In the stories from the frontlines of recent wildfires, journalists and displaced people have turned again and again to expressions suitable to describe a rare calamity. “Extreme...” “never been like this before...” There was the recent heartbreaking Seattle Times story profiling ranchers in Okanogan County who are now wondering how to rebuild their ranches, businesses, and livelihood. How can livestock graze on burnt earth? “In my 30 years of working at this agency, this is the worst disaster that has hit this part of the state,” said Stu Skidmore, farm-loan manager for the Okanogan office of the federal Farm Service Agency. And it’s not just the Okanogan complex fires that have brought people to such reflections. It’s the fires in Oregon, and the terrifying, fast-moving flash fires in California.
The statistics that pile up around these stories also echo the feeling that “something’s different” as we fight more frequent and fiercer fires: how many lives lost; homes and businesses burned, including ranchland and farmland; local, state and federal dollars spent fighting the fires versus funding investments in forest health and community resiliency; the hundreds of acres singed beyond recognition.
Will these stories reflect a new standard reality for our region? More importantly, is it too late to turn this around? There’s an anxious feeling underneath the desire to keep pressing for change.
Talking with family and friends about the climate impacts we might soon experience—like hotter, longer and larger forest fires—can feel like being Debbie Downer. People don’t want to hear about more problems in the midst of feeling like there are too many already. But actually seeing the fires burn so big and fierce this season, on top of last season, is deeply daunting and depressing. We’re all experiencing impacts now, and will be for the months to come. This isn’t a possible scenario in the future. Fed by drought and hotter temperatures, the wildfire season in the West this year has been “among the worst in recent memory,” according to the National Interagency Fire Center.
But new research linking climate change to the conditions which contribute to wildfire provides some real hope for future seasons—and that isn’t just Pollyanna joining the conversation. We can create a resilient future.
Washington and Oregon could save millions of acres of forest, and billions of dollars in fighting fires, if we (collectively, as a region, country and global community) cut global warming pollution enough to limit global temperature rise to just two degrees—the amount scientists say is what’s needed to stabilize our climate. That’s one key finding of the EPA’s Climate Change in the United States: Benefits of Global Action.
Without action, the report goes on to conclude, “the area burned by wildfire each year in the Northwest (Washington and Oregon) is projected to nearly double by the end of the century.”
However, global climate action could significantly reduce the cumulative area burned by 12-23 million acres – up to half the size of the state of Washington. This would save approximately $1.3-$2.3 billion (discounted at 3%) in cumulative wildfire response costs, providing significant savings for taxpayers and state agencies.
And that’s just the Northwest. Globally, we could save an estimated $12-14.4 billion and 210-300 million acres by the end of the century.

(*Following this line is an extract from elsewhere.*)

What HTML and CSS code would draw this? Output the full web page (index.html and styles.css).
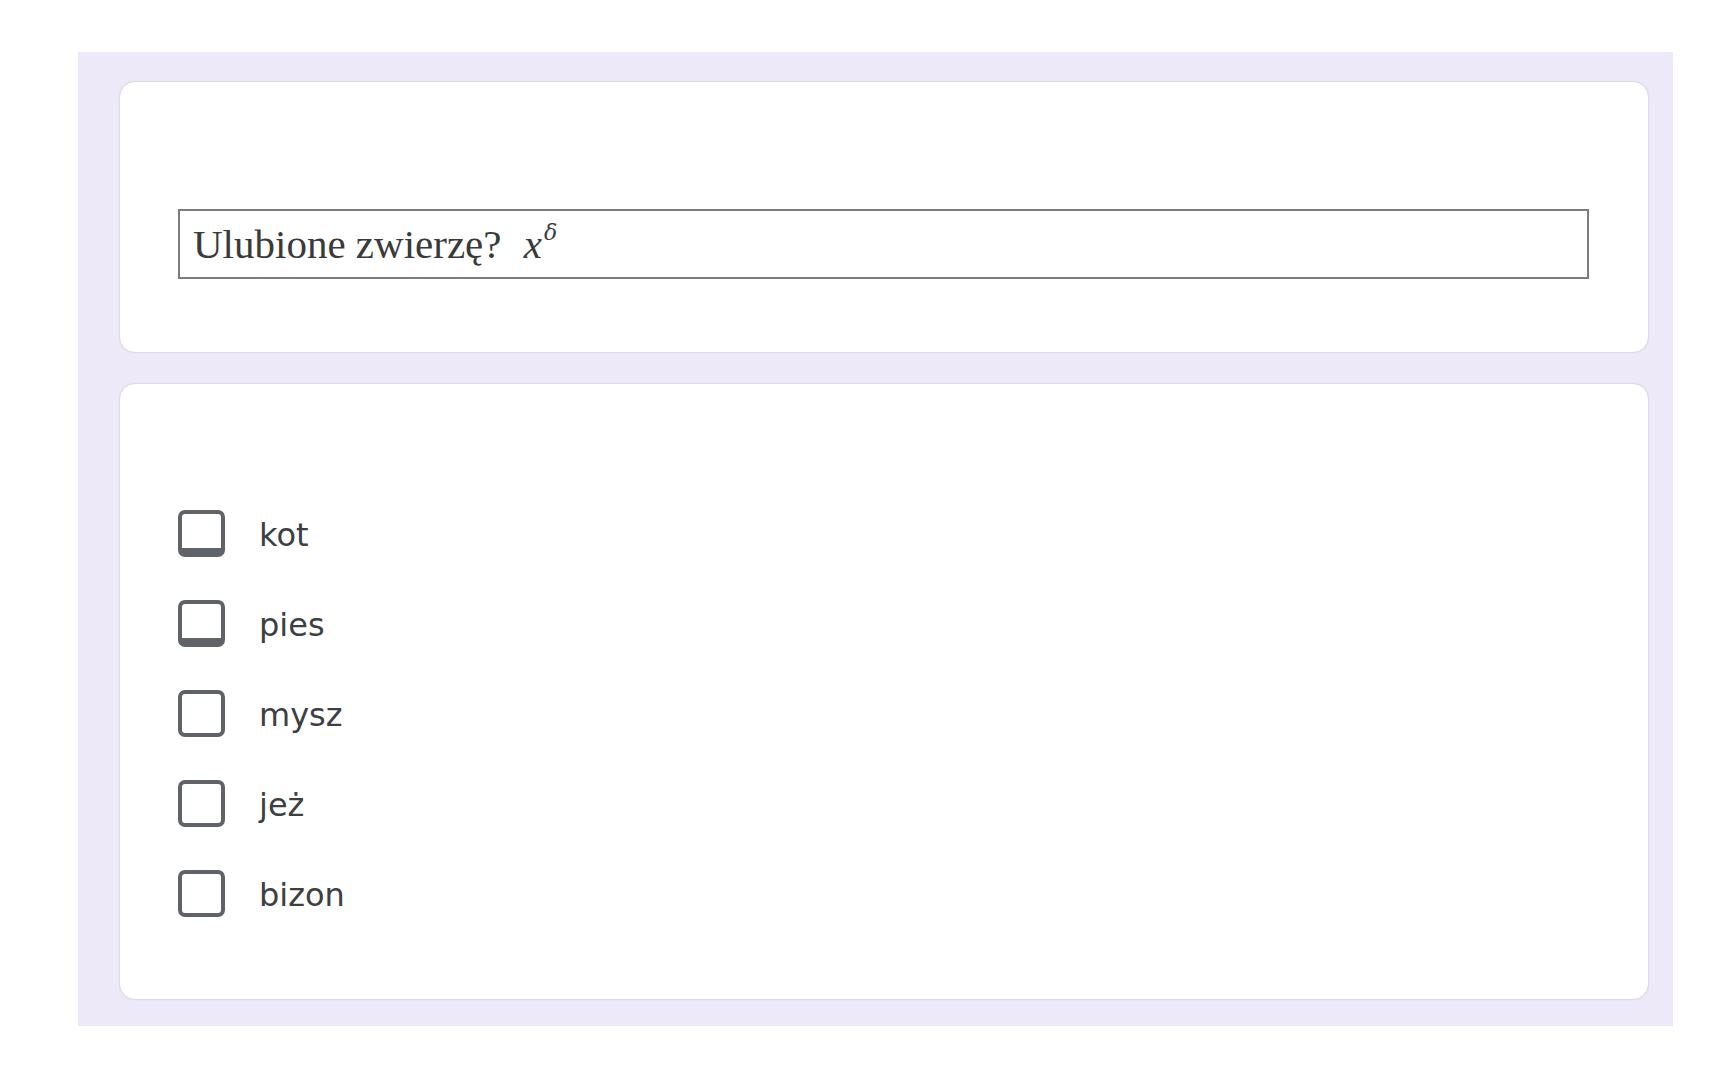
FILE: index.html
```html
<!DOCTYPE html>
<html lang="pl">
<head>
<meta charset="utf-8">
<title>Ulubione zwierzę</title>
<link rel="stylesheet" href="styles.css">
</head>
<body>
<div class="page">
  <div class="form">
    <section class="card card-question">
      <div class="question-box">Ulubione zwierzę? <span class="math"><i>x</i><sup>δ</sup></span></div>
    </section>
    <section class="card card-options">
      <ul class="options">
        <li class="option"><span class="box box-pressed"></span><span class="label">kot</span></li>
        <li class="option"><span class="box box-pressed"></span><span class="label">pies</span></li>
        <li class="option"><span class="box"></span><span class="label">mysz</span></li>
        <li class="option"><span class="box"></span><span class="label">jeż</span></li>
        <li class="option"><span class="box"></span><span class="label">bizon</span></li>
      </ul>
    </section>
  </div>
</div>
</body>
</html>
```
FILE: styles.css
```css
html, body {
  margin: 0;
  padding: 0;
  background: #ffffff;
}

.page {
  padding: 52px 0 0 78px;
}

.form {
  width: 1595px;
  box-sizing: border-box;
  background: #ede9f8;
  padding: 29px 24px 26px 41px;
  display: flex;
  flex-direction: column;
  gap: 30px;
}

.card {
  background: #ffffff;
  border: 1px solid #dadce0;
  border-radius: 16px;
  box-shadow: 0 0 2px rgba(0, 0, 0, 0.06);
  box-sizing: border-box;
}

.card-question {
  height: 272px;
  padding: 127px 59px 0 58px;
}

.question-box {
  height: 70px;
  box-sizing: border-box;
  border: 2px solid #7d7d7d;
  padding: 0 13px;
  display: flex;
  align-items: center;
  font-family: "Liberation Serif", "DejaVu Serif", serif;
  font-size: 41px;
  color: #3a3a3a;
  white-space: pre;
}

.math {
  margin-left: 12px;
}

.math i {
  font-family: "Liberation Serif", serif;
  font-style: italic;
}

.math sup {
  font-family: "DejaVu Serif", serif;
  font-size: 22px;
  font-style: italic;
  vertical-align: 18px;
  margin-left: 2px;
}

.card-options {
  height: 617px;
  padding: 126px 0 0 58px;
}

.options {
  list-style: none;
  margin: 0;
  padding: 0;
  display: flex;
  flex-direction: column;
  gap: 43px;
}

.option {
  display: flex;
  align-items: center;
  gap: 34px;
  height: 47px;
}

.box {
  width: 47px;
  height: 47px;
  box-sizing: border-box;
  border: 4px solid #5f6368;
  border-radius: 7px;
  background: #ffffff;
  flex: none;
}

.box-pressed {
  border-bottom-width: 9px;
}

.label {
  font-family: "DejaVu Sans", sans-serif;
  font-size: 32px;
  color: #3c4043;
  position: relative;
  top: 1px;
}
```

These figures show the benefits of concerted climate action related to wildfire damage. The EPA’s study—echoing other research—also shows that acting to curb climate change will bring many additional economic and social benefits across key economic sectors, including infrastructure, health, and ecosystems. The bottom line: there is still a way, and a million reasons, to turn this around. This doesn’t have to be the new reality for our kids and grandkids. Or even for most of us in our lifetime.
What do we need to do to turn it around? We should account for the cost of carbon in our economy, to start. If Oregon and Washington take action and cut pollution and hold the fossil fuel industry accountable, we could align with California and B.C. and create the fifth largest economy that ended the free dumping of global warming pollution into our air. Just this week Washington Governor Jay Inslee took a needed step in this direction, moving forward to enforce the current laws on the books that cap carbon pollution in the state. And cities are not waiting for the states to act, as local leaders of the City of Portland and King County are looking at meaningful ways to cut their emissions. Those are just a few among many needed actions throught which we can change the course of the climate crisis.
Pivoting from fear to hope is a hard thing, especially when your house, hopefully just metaphorically for most, is on fire. Armed with not just the facts but also the political courage, we can see a space of opportunity to change things. We can expand on a kernel of real hope and build a safer and cleaner future. We can tell stories of success and progress, and recognize that while some of the climate damage we will be experiencing is now “baked in”—we can still avoid the worst that doesn’t have to be yet to come. We can save ourselves and our children from worse climate chaos if we demand that our decision-makers take collective action. We need bold action—action that, like this season’s ongoing wildfires, must also be like something we’ve never seen before.